Last chat we had we spoke about the intricacies and reasons behind people's aversion to our discomfort regarding saying goodbyes. Now those goodbyes in question were the ideal sort, the ones actually said. Not all goodbyes are spoken aloud however, I would dare to guess that most of our experiences with endings are those without caption or those that resulted from neglect, silently withering and festering until someone decided to walk away.
Those are the ones we'll be discussing today. Those sometimes sudden but all-too-often insidious endings for which there was no closure.
In that lack of closure is where we find the difference between saying goodbye and letting go or walking away, depending on how proactive a role you decide to take in said endings.
Goodbyes provide some modicum of closure, even if it just comes from acknowledging the time spent together, lessons learned, or just being able to say the words, solidifying the ending and (ideally) closing the door to any future pining.
The lack of closure leaves the affairs as weightless, driftless, ciphers that prolong the discomfort of an already fading animal.
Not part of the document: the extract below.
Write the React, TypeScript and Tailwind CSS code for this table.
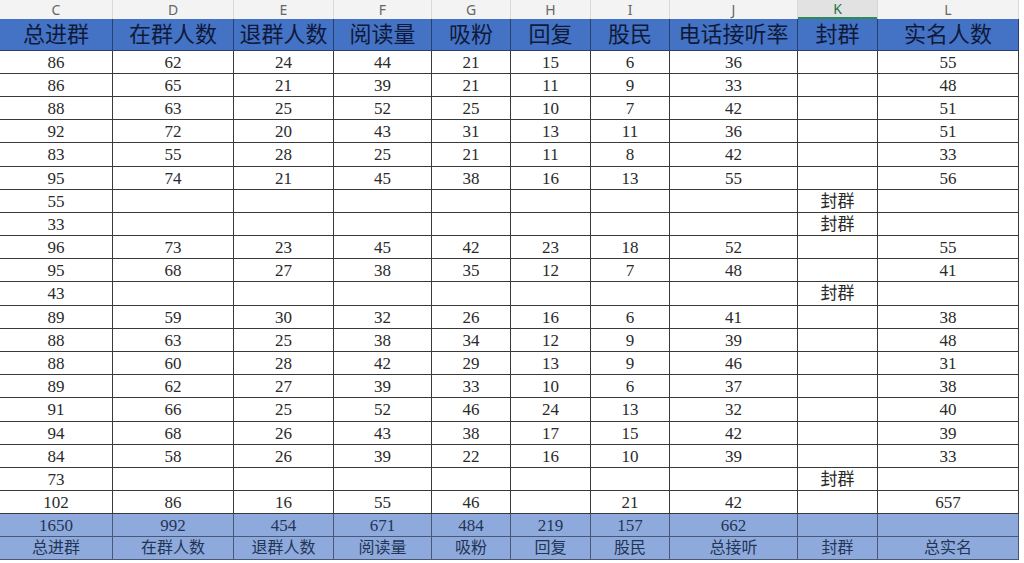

Often the courage or maturity in saying goodbye can spare both parties days, weeks, months, or even years of agonizing limbo.
The only upside to the limbo is that by the time the goodbye finally comes around, the fire has faded and both parties are quite relieved to declare a time of death and move on. Unfortunately, people sometimes get so complacent in that limbo that the idea of the ending seems even more frightening. Some people would rather bear the ills they have than fly to those they know not of.
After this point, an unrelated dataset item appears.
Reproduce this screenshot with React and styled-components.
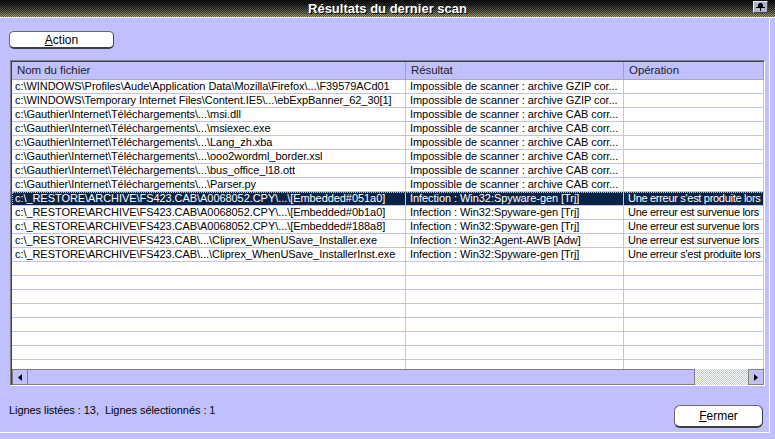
import React from "react";
import styled, { createGlobalStyle } from "styled-components";

const LAV = "#c0c0ff";

const GlobalStyle = createGlobalStyle`
  html, body {
    margin: 0;
    padding: 0;
    background: ${LAV};
  }
  body {
    font-family: "Liberation Sans", Arial, sans-serif;
    font-size: 11px;
    letter-spacing: -0.06px;
    color: #000;
  }
`;

const rows = [
  ["c:\\WINDOWS\\Profiles\\Aude\\Application Data\\Mozilla\\Firefox\\...\\F39579ACd01", "Impossible de scanner : archive GZIP cor...", ""],
  ["c:\\WINDOWS\\Temporary Internet Files\\Content.IE5\\...\\ebExpBanner_62_30[1]", "Impossible de scanner : archive GZIP cor...", ""],
  ["c:\\Gauthier\\Internet\\Téléchargements\\...\\msi.dll", "Impossible de scanner : archive CAB corr...", ""],
  ["c:\\Gauthier\\Internet\\Téléchargements\\...\\msiexec.exe", "Impossible de scanner : archive CAB corr...", ""],
  ["c:\\Gauthier\\Internet\\Téléchargements\\...\\Lang_zh.xba", "Impossible de scanner : archive CAB corr...", ""],
  ["c:\\Gauthier\\Internet\\Téléchargements\\...\\ooo2wordml_border.xsl", "Impossible de scanner : archive CAB corr...", ""],
  ["c:\\Gauthier\\Internet\\Téléchargements\\...\\bus_office_l18.ott", "Impossible de scanner : archive CAB corr...", ""],
  ["c:\\Gauthier\\Internet\\Téléchargements\\...\\Parser.py", "Impossible de scanner : archive CAB corr...", ""],
  ["c:\\_RESTORE\\ARCHIVE\\FS423.CAB\\A0068052.CPY\\...\\[Embedded#051a0]", "Infection : Win32:Spyware-gen [Trj]", "Une erreur s'est produite lors", true],
  ["c:\\_RESTORE\\ARCHIVE\\FS423.CAB\\A0068052.CPY\\...\\[Embedded#0b1a0]", "Infection : Win32:Spyware-gen [Trj]", "Une erreur est survenue lors"],
  ["c:\\_RESTORE\\ARCHIVE\\FS423.CAB\\A0068052.CPY\\...\\[Embedded#188a8]", "Infection : Win32:Spyware-gen [Trj]", "Une erreur est survenue lors"],
  ["c:\\_RESTORE\\ARCHIVE\\FS423.CAB\\...\\Cliprex_WhenUSave_Installer.exe", "Infection : Win32:Agent-AWB [Adw]", "Une erreur est survenue lors"],
  ["c:\\_RESTORE\\ARCHIVE\\FS423.CAB\\...\\Cliprex_WhenUSave_InstallerInst.exe", "Infection : Win32:Spyware-gen [Trj]", "Une erreur s'est produite lors"],
];

const emptyRows = Array.from({ length: 9 });

const App = () => {
  return (
    <>
      <GlobalStyle />
      <Window>
        <TitleBar>
          <span />
          <Title>Résultats du dernier scan</Title>
          <PinButton>
            <svg width="9" height="8" viewBox="0 0 9 8">
              <path d="M3 0h3v1h1v3H2V1h1z" fill="#000" />
              <rect x="0" y="4" width="9" height="1" fill="#000" />
              <rect x="4" y="5" width="1" height="3" fill="#000" />
            </svg>
          </PinButton>
        </TitleBar>
        <Panel>
          <RoundButton $w={105} $h={18}>
            <u>A</u>ction
          </RoundButton>
          <List>
            <ListInner>
              <HeaderRow>
                <HeadCell>Nom du fichier</HeadCell>
                <HeadCell>Résultat</HeadCell>
                <HeadCell>Opération</HeadCell>
              </HeaderRow>
              <Rows>
                {rows.map(([file, result, op, selected], i) => (
                  <Row key={i} $selected={selected}>
                    <Cell $pad={3}>{file}</Cell>
                    <Cell>{result}</Cell>
                    <Cell $tight>{op}</Cell>
                  </Row>
                ))}
                {emptyRows.map((_, i) => (
                  <Row key={"e" + i}>
                    <Cell />
                    <Cell />
                    <Cell />
                  </Row>
                ))}
              </Rows>
              <ScrollBar>
                <ArrowButton>
                  <svg width="4" height="7" viewBox="0 0 4 7">
                    <path d="M4 0v7L0 3.5z" fill="#000" />
                  </svg>
                </ArrowButton>
                <Thumb />
                <Track />
                <ArrowButton>
                  <svg width="4" height="7" viewBox="0 0 4 7">
                    <path d="M0 0v7l4-3.5z" fill="#000" />
                  </svg>
                </ArrowButton>
              </ScrollBar>
            </ListInner>
          </List>
          <Footer>
            <Status>Lignes listées : 13,&nbsp; Lignes sélectionnés : 1</Status>
            <RoundButton $w={89} $h={23} $r={6}>
              <u>F</u>ermer
            </RoundButton>
          </Footer>
        </Panel>
      </Window>
    </>
  );
};

export default App;

const Window = styled.div`
  width: 775px;
  height: 439px;
  display: flex;
  flex-direction: column;
  background: ${LAV};
  overflow: hidden;
`;

const TitleBar = styled.div`
  height: 17px;
  flex: none;
  display: grid;
  grid-template-columns: 1fr auto 1fr;
  align-items: center;
  border-bottom: 1px solid #fff;
  background-color: #000;
  background-image: repeating-conic-gradient(
      rgba(0, 0, 0, 0.45) 0 25%,
      rgba(255, 255, 255, 0.08) 0 50%
    ),
    linear-gradient(#000 0%, #222 35%, #5c5c44 70%, #a4a474 100%);
  background-size: 2px 2px, 100% 100%;
`;

const Title = styled.div`
  color: #fff;
  font-weight: bold;
  font-size: 13px;
  letter-spacing: 0;
  line-height: 17px;
  text-shadow: 1px 1px 0 #000;
`;

const PinButton = styled.div`
  justify-self: end;
  align-self: start;
  margin: 1px 7px 0 0;
  width: 13px;
  height: 10px;
  display: flex;
  align-items: center;
  justify-content: center;
  background: #b4b4cc;
  border: 1px solid;
  border-color: #e8e8ff #404050 #404050 #e8e8ff;
`;

const Panel = styled.div`
  flex: 1;
  display: flex;
  flex-direction: column;
  margin: 0 5px 6px 0;
  border-right: 1px solid #fff;
  border-bottom: 1px solid #fff;
  padding-top: 13px;
`;

const RoundButton = styled.div`
  box-sizing: border-box;
  width: ${(p) => p.$w}px;
  height: ${(p) => p.$h}px;
  margin-left: 9px;
  display: flex;
  align-items: center;
  justify-content: center;
  background: #fff;
  border: 1px solid #6a6a6a;
  border-right-color: #404040;
  border-bottom: 2px solid #404040;
  border-radius: ${(p) => p.$r || 5}px;
  font-size: 12px;
  letter-spacing: 0;
  color: #000;

  u {
    text-underline-offset: 1px;
  }
`;

const List = styled.div`
  box-sizing: border-box;
  width: 755px;
  height: 326px;
  margin: 11px 0 0 10px;
  border: 1px solid;
  border-color: #808080 #fff #fff #808080;
  background: ${LAV};
`;

const ListInner = styled.div`
  height: 100%;
  box-sizing: border-box;
  display: flex;
  flex-direction: column;
  border-top: 1px solid #404040;
  border-left: 1px solid #404040;
`;

const grid = `
  display: grid;
  grid-template-columns: 394px 218px 1fr;
`;

const HeaderRow = styled.div`
  ${grid}
  flex: none;
  height: 17px;
  border-bottom: 1px solid #a8a8b8;
  background: ${LAV};
`;

const HeadCell = styled.div`
  line-height: 17px;
  padding-left: 5px;
  font-size: 11.5px;
  color: #202020;
  border-right: 1px solid #b0a27a;
`;

const Rows = styled.div`
  flex: 1;
  overflow: hidden;
  background: #fff;
`;

const Row = styled.div`
  ${grid}
  height: 14px;
  background: ${(p) => (p.$selected ? "#0a2446" : "#fff")};
  color: ${(p) => (p.$selected ? "#fff" : "#000")};
  outline: ${(p) => (p.$selected ? `1px dotted ${LAV}` : "none")};
  outline-offset: -1px;
`;

const Cell = styled.div`
  box-sizing: border-box;
  height: 14px;
  line-height: 13px;
  padding-left: ${(p) => p.$pad || 4}px;
  letter-spacing: ${(p) => (p.$tight ? "-0.3px" : "inherit")};
  white-space: nowrap;
  overflow: hidden;
  border-right: 1px solid ${LAV};
  border-bottom: 1px solid ${LAV};
`;

const ScrollBar = styled.div`
  flex: none;
  height: 16px;
  display: flex;
  background: ${LAV};
`;

const ArrowButton = styled.div`
  box-sizing: border-box;
  width: 16px;
  height: 16px;
  flex: none;
  display: flex;
  align-items: center;
  justify-content: center;
  border: 1px solid #808080;
  background: ${LAV};
`;

const Thumb = styled.div`
  flex: 1;
  box-sizing: border-box;
  border: 1px solid #808080;
  border-left: none;
  background: ${LAV};
`;

const Track = styled.div`
  width: 53px;
  flex: none;
  background-color: #fff;
  background-image: repeating-conic-gradient(${LAV} 0 25%, #fff 0 50%);
  background-size: 2px 2px;
`;

const Footer = styled.div`
  display: flex;
  justify-content: space-between;
  align-items: flex-start;
  margin-top: 19px;
  padding-right: 6px;
`;

const Status = styled.div`
  margin: -1px 0 0 9px;
  line-height: 12px;
  font-size: 11px;
`;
In the cases of these withering, lingering ghosts the best thing to do is to let go. Goodbyes, like tango, require both parties and if one or the other is unwilling to meet the other half-way through, well it's time to walk away.
Despite my comfort and practice in saying goodbye, I've had to let go twice as many times.
How we let go is as much an art as the doing itself - so, how do you let go?
Are you able to flick it as easily as a stray crumb or does it have to be ripped from your hands before rigor mortis sets in?
Do you walk away with your head held high or do you shuffle away with it hung low?
I'm painfully aware that I may come across as cynical or woefully morose but I assure you that's not the case. I simply choose to embrace and prepare for the inevitability of the end.
My emphasis on the end rather than the journey, however, is a fallacy I not only encourage you to criticize, but also entreat you not to repeat.